Chez Campbell, la violence physique est ancrée dans les corps, emblématisée par les armes, les outils, les piolets, les revolvers. Les personnages sont à peu près interchangeables, aussi anonymes que la Chose qu’ils traquent : tous sont décrits comme costauds, musclés, râblés, des paquets de nerfs. On est loin des narrateurs lovecraftiens prompts à défaillir… Cette brutalité de pionnier yankee correspond aussi, sur un autre plan, à la « volonté de science » d’un auteur-ingénieur qui se définissait politiquement comme « à la droite d’Attila » et qui souhaitait écrire une SF plus « réaliste », plus technique, une sorte de retour à Gernsback, afin de liquider l’héritage occultiste et spirite qui imprégnait les pulps des années vingt.

En fait, La Chose, à ce stade, ce n’est pas encore la menace communiste, mais la Vérité que la science cherche à extraire en maltraitant la réalité, en la brutalisant, en la sondant. « Une fois de plus, le monstre décidément impossible à tuer s’effondra. » Eh oui, le réel, vous avez beau faire, vous avez beau dire, ça n’arrête pas de revenir, comme le langage, toujours sous d’autres formes, insaisissable — l’époque où Campbell écrit son histoire est aussi celle de Heidegger et de Blanchot, qui sont aux antipodes de sa pensée et de son écriture.

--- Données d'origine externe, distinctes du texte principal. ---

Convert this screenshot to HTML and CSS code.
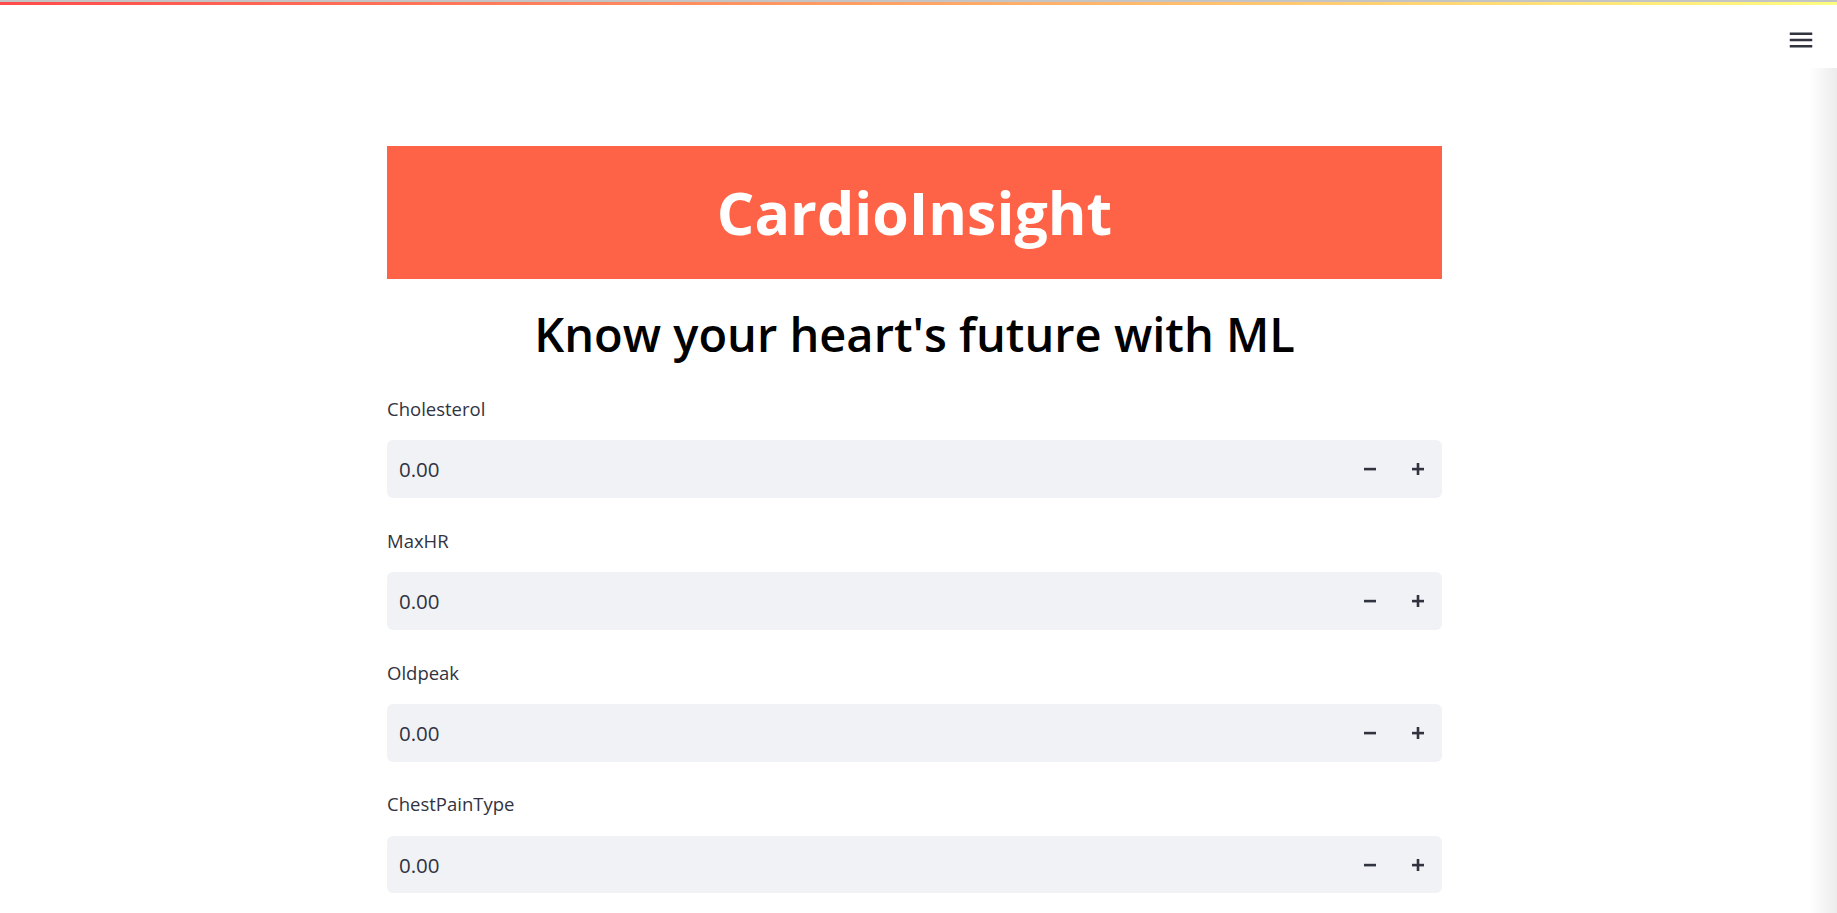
FILE: index.html
```html
<!DOCTYPE html>
<html lang="en">
<head>
<meta charset="utf-8">
<title>CardioInsight</title>
<link rel="stylesheet" href="styles.css">
</head>
<body>
<div class="decoration"></div>
<header class="app-header">
  <button class="menu-btn" aria-label="Main menu">
    <svg width="30" height="30" viewBox="0 0 24 24"><path fill="#31333f" d="M3 18h18v-2H3v2zm0-5h18v-2H3v2zm0-7v2h18V6H3z"/></svg>
  </button>
</header>
<div class="edge-shadow"></div>
<main class="main">
  <div class="block">
    <div class="banner"><h1 class="banner-title">CardioInsight</h1></div>
    <h2 class="subtitle">Know your heart's future with ML</h2>

    <div class="field">
      <label class="field-label">Cholesterol</label>
      <div class="number-input">
        <span class="value">0.00</span>
        <div class="steps">
          <span class="step"><svg width="12" height="12" viewBox="0 0 12 12"><rect x="0" y="4.8" width="12" height="2.6" fill="#31333f"/></svg></span>
          <span class="step"><svg width="12" height="12" viewBox="0 0 12 12"><rect x="0" y="4.8" width="12" height="2.6" fill="#31333f"/><rect x="4.7" y="0" width="2.6" height="12" fill="#31333f"/></svg></span>
        </div>
      </div>
    </div>

    <div class="field">
      <label class="field-label">MaxHR</label>
      <div class="number-input">
        <span class="value">0.00</span>
        <div class="steps">
          <span class="step"><svg width="12" height="12" viewBox="0 0 12 12"><rect x="0" y="4.8" width="12" height="2.6" fill="#31333f"/></svg></span>
          <span class="step"><svg width="12" height="12" viewBox="0 0 12 12"><rect x="0" y="4.8" width="12" height="2.6" fill="#31333f"/><rect x="4.7" y="0" width="2.6" height="12" fill="#31333f"/></svg></span>
        </div>
      </div>
    </div>

    <div class="field">
      <label class="field-label">Oldpeak</label>
      <div class="number-input">
        <span class="value">0.00</span>
        <div class="steps">
          <span class="step"><svg width="12" height="12" viewBox="0 0 12 12"><rect x="0" y="4.8" width="12" height="2.6" fill="#31333f"/></svg></span>
          <span class="step"><svg width="12" height="12" viewBox="0 0 12 12"><rect x="0" y="4.8" width="12" height="2.6" fill="#31333f"/><rect x="4.7" y="0" width="2.6" height="12" fill="#31333f"/></svg></span>
        </div>
      </div>
    </div>

    <div class="field">
      <label class="field-label">ChestPainType</label>
      <div class="number-input">
        <span class="value">0.00</span>
        <div class="steps">
          <span class="step"><svg width="12" height="12" viewBox="0 0 12 12"><rect x="0" y="4.8" width="12" height="2.6" fill="#31333f"/></svg></span>
          <span class="step"><svg width="12" height="12" viewBox="0 0 12 12"><rect x="0" y="4.8" width="12" height="2.6" fill="#31333f"/><rect x="4.7" y="0" width="2.6" height="12" fill="#31333f"/></svg></span>
        </div>
      </div>
    </div>
  </div>
</main>
</body>
</html>
```
FILE: styles.css
```css
html, body {
  margin: 0;
  padding: 0;
  background: #ffffff;
  overflow: hidden;
}
body {
  font-family: "Open Sans", "Noto Sans", sans-serif;
  color: #31333f;
}
.decoration {
  height: 3px;
  border-top: 2px solid #c4c4c4;
  background: linear-gradient(90deg, #ff4b4b, #fffd80);
}
.app-header {
  height: 62px;
  display: flex;
  justify-content: flex-end;
  align-items: flex-start;
  padding-right: 21px;
  box-sizing: border-box;
  padding-top: 20px;
}
.menu-btn {
  border: 0;
  background: none;
  padding: 0;
  margin: 0;
  width: 30px;
  height: 30px;
  display: block;
}
.menu-btn svg { display: block; }
.edge-shadow {
  position: fixed;
  right: 0;
  top: 68px;
  bottom: 0;
  width: 28px;
  background: linear-gradient(to right, rgba(0,0,0,0), rgba(0,0,0,0.075));
  pointer-events: none;
}
.main {
  padding: 79px 8px 0 0;
}
.block {
  width: 1055px;
  margin: 0 auto;
  display: flex;
  flex-direction: column;
}
.banner {
  height: 133px;
  background: #ff6347;
  display: flex;
  align-items: center;
  justify-content: center;
}
.banner-title {
  margin: 0;
  color: #ffffff;
  font-size: 59px;
  font-weight: 700;
  line-height: 1.2;
}
.subtitle {
  margin: 27px 0 0 0;
  text-align: center;
  color: #000000;
  font-size: 47px;
  font-weight: 600;
  line-height: 56px;
}
.field {
  display: flex;
  flex-direction: column;
}
.subtitle + .field { margin-top: 33px; }
.field + .field { margin-top: 28.8px; }
.field-label {
  font-size: 18.5px;
  line-height: 28.8px;
  margin-bottom: 16.7px;
  color: #31333f;
}
.number-input {
  height: 57.5px;
  background: #f0f2f6;
  border-radius: 6px;
  display: flex;
  align-items: center;
  padding-left: 12px;
}
.value {
  flex: 1;
  font-size: 20.5px;
  color: #31333f;
}
.steps {
  display: flex;
  height: 100%;
}
.step {
  width: 48px;
  height: 100%;
  display: flex;
  align-items: center;
  justify-content: center;
}
.step svg { display: block; }
```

Relire à la suite Belknap Long, Lovecraft et Campbell nous montre le resserrement narratif de la modernité spectaculaire, une sorte d’épurement des thèmes et motifs : par empirisme, presque sans le savoir, Campbell finit par produire un texte qui se rapproche d’un scénario pour Hollywood. Que ce scénario soit peu crédible, qu’il comporte des trous, peu importe… l’efficacité prime et le plus étrange, c’est que ça marche.

En réalité, il y a peu de « science » chez Campbell, plutôt une attitude. On y perd en poésie et en onirisme, au profit de l’horreur et de l’absurde, ce qui était sans doute involontaire et cela démontre le manque essentiel des « professionnels de l’imaginaire » : l’imaginaire qu’ils prétendent saisir entre les pinces de leur technique d’écriture s’en échappe à mesure, d’où cette précipitation de cauchemar, ces incohérences, ces errements. Il n’y pas d’écrivain professionnel, tout simplement parce que l’écriture n’est pas une science, quand bien même elle s’affirmerait telle.

La Chose, un livre mal pensé, mal écrit, mal construit ? Oui, mais ce petit livre reste passionnant et « séminal », précisément pour les mêmes raisons, ce qui n’est pas le moindre paradoxe.